Essere famiglia in Cristo – V domenica di Avvento
La “piena di grazia” e l’“uomo giusto” Siamo ormai alle soglie del Natale e la parola di Dio ci trasmette un annuncio antico, che ha attraversato i secoli da quando Isaia, il più grande profeta scrittore, lo pronunciò in un momento difficile della storia di Israele, al tempo del re Acaz (734 a.C.): «Il Signore vi darà un segno: ecco, la vergine concepirà e partorirà un figlio, che sarà chiamato “Emmanuele”, che significa “Dio con-noi”».
Inizia così la lunga attesa di quel “segno”, quasi eco all’Apocalisse: «Io sto alla porta e busso. Se qualcuno ascolta la mia voce e mi apre la porta, io verrò da lui, cenerò con lui ed egli con me» (Ap. 3,20).
E così, “in quel tempo”, l’angelo del Signore bussò alla porta della casa di Nazareth; rivelò a Maria il disegno di Dio e la coinvolse nel meraviglioso progetto di redenzione dell’umanità. Il dialogo fecondo, tra Dio e la Donna, permette al Verbo di entrare nella storia con le sembianze di un bambino.
Giuseppe viene a trovarsi di fronte al seno gravido della sua promessa sposa; e forse nei suoi pensieri risuonano le parole severe della legge di Mosè: «Se la giovane fidanzata non verrà trovata vergine, la si farà uscire sulla soglia della casa del padre e la gente della sua città la lapiderà, così che muoia…». (Dt 22, 2021). Certamente, lo spettro del ripudio, con tutte le conseguenze civili e penali che avrebbero umiliato Maria, turbavano il suo cuore.
Giuseppe non era l’anziano israelita accanto alla giovane donna di Nazareth, così rappresentato nell’iconografia tradizionale. Come ogni giovane d’Israele egli sognava una discendenza e nel suo sogno c’erano il volto e l’amore di Maria.
Pur nella sobrietà del racconto, Matteo, evoca il dramma di Giuseppe: smarrimento, dubbio, angoscia, stupore misto a incredulità… Ma proprio dentro la trama di questi pensieri e sui ruderi di un progetto infranto, Dio si fa vicino nel sogno: «Giuseppe, figlio di Davide, non temere di prendere con te Maria, tua sposa, perché quel che è generato in lei viene dallo Spirito Santo.
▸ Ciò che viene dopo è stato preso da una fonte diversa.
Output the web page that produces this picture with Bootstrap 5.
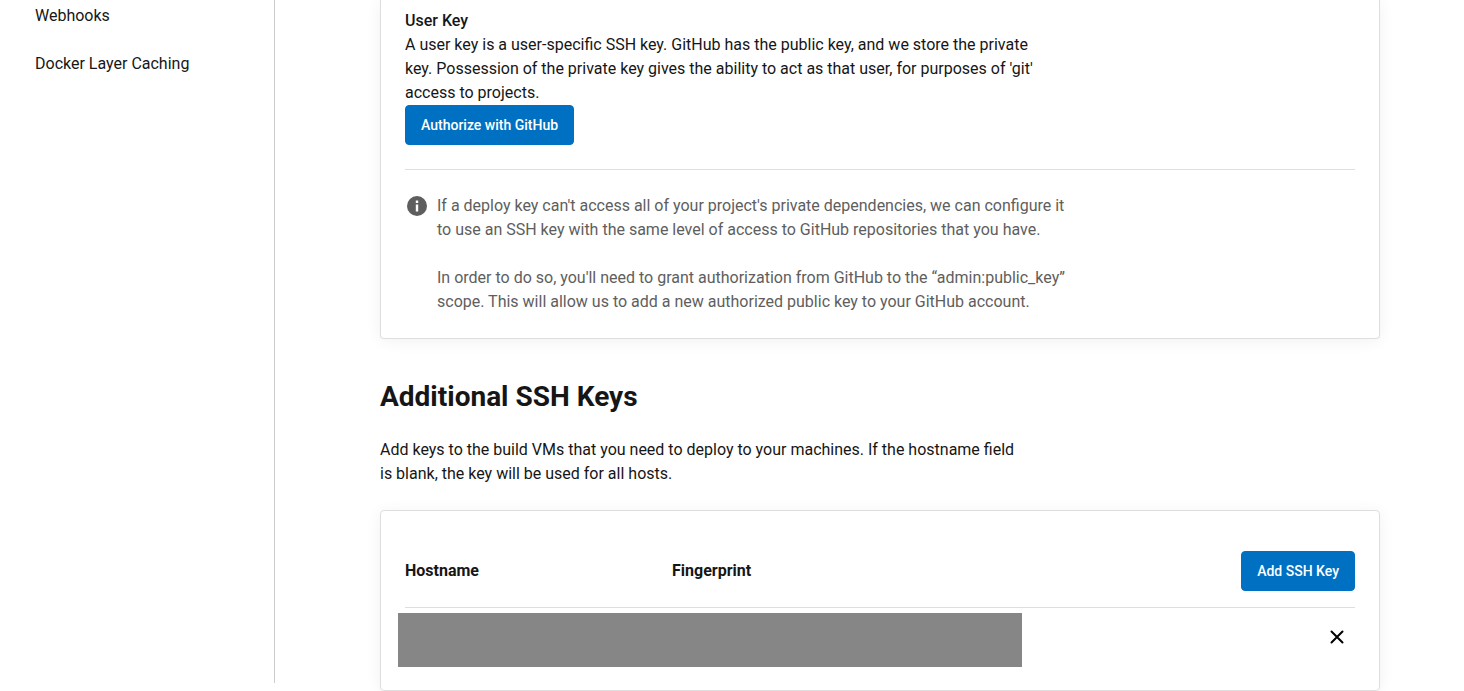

Essa partorirà un figlio e tu lo chiamerai Gesù». Giuseppe, come Maria, viene a trovarsi all’ombra del mistero da protagonista, con il compito paterno di dare il nome a Gesù. Se Maria è la «piena di grazia», Giuseppe è «l’uomo giusto» che vive immerso nell’orizzonte di Dio. Prende con sé la sposa e i due «eccomi», quello di Maria e quello di Giuseppe”, permettono a Dio di farsi prossimo di ogni uomo e di ogni donna, disposti ad accoglierlo. La storia di Giuseppe, di cui non si conosce parola, ma solo gesti d’amore e silenzi pensosi, attesta che Dio ha voluto coinvolgere l’uomo in tutte le vicende umane. Cristo, entrando nel mondo, ha voluto nascere e crescere in seno a una famiglia. Accanto alla madre ha voluto un padre, perché nel disegno di Dio la famiglia scopra la sua identità e la sua missione. Gesù, figlio di Maria
e di Giuseppe Viviamo oggi in una società in cui alcune correnti di pensiero, sempre più diffuse, mirano a distruggere il nucleo familiare, proibendo perfino di chiamare i genitori con i dolcissimi nomi di “mamma” e “papà”. Noi discepoli di Gesù, contemplando la fede accogliente di Maria e di Giuseppe, siamo chiamati a rimettere, con più coraggio, la famiglia al centro della nostra attenzione, in ogni attività educativa e esigendo leggi capaci di riconoscerla, favorirla e proteggerla. E’ la famiglia infatti, che dà l’orientamento giusto alla vita, sviluppa la maturità nell’amore, dona la gioia del camminare solleciti sulle strade di Dio e del mondo, per una piena realizzazione umana, secondo il suo progetto. Gesù, figlio di Maria e di Giuseppe, ridona al nostro mondo la gioia dell’amore che educa e consola; che dona e riceve “eternità” in una vita familiare serena, sotto lo sguardo paterno di Dio.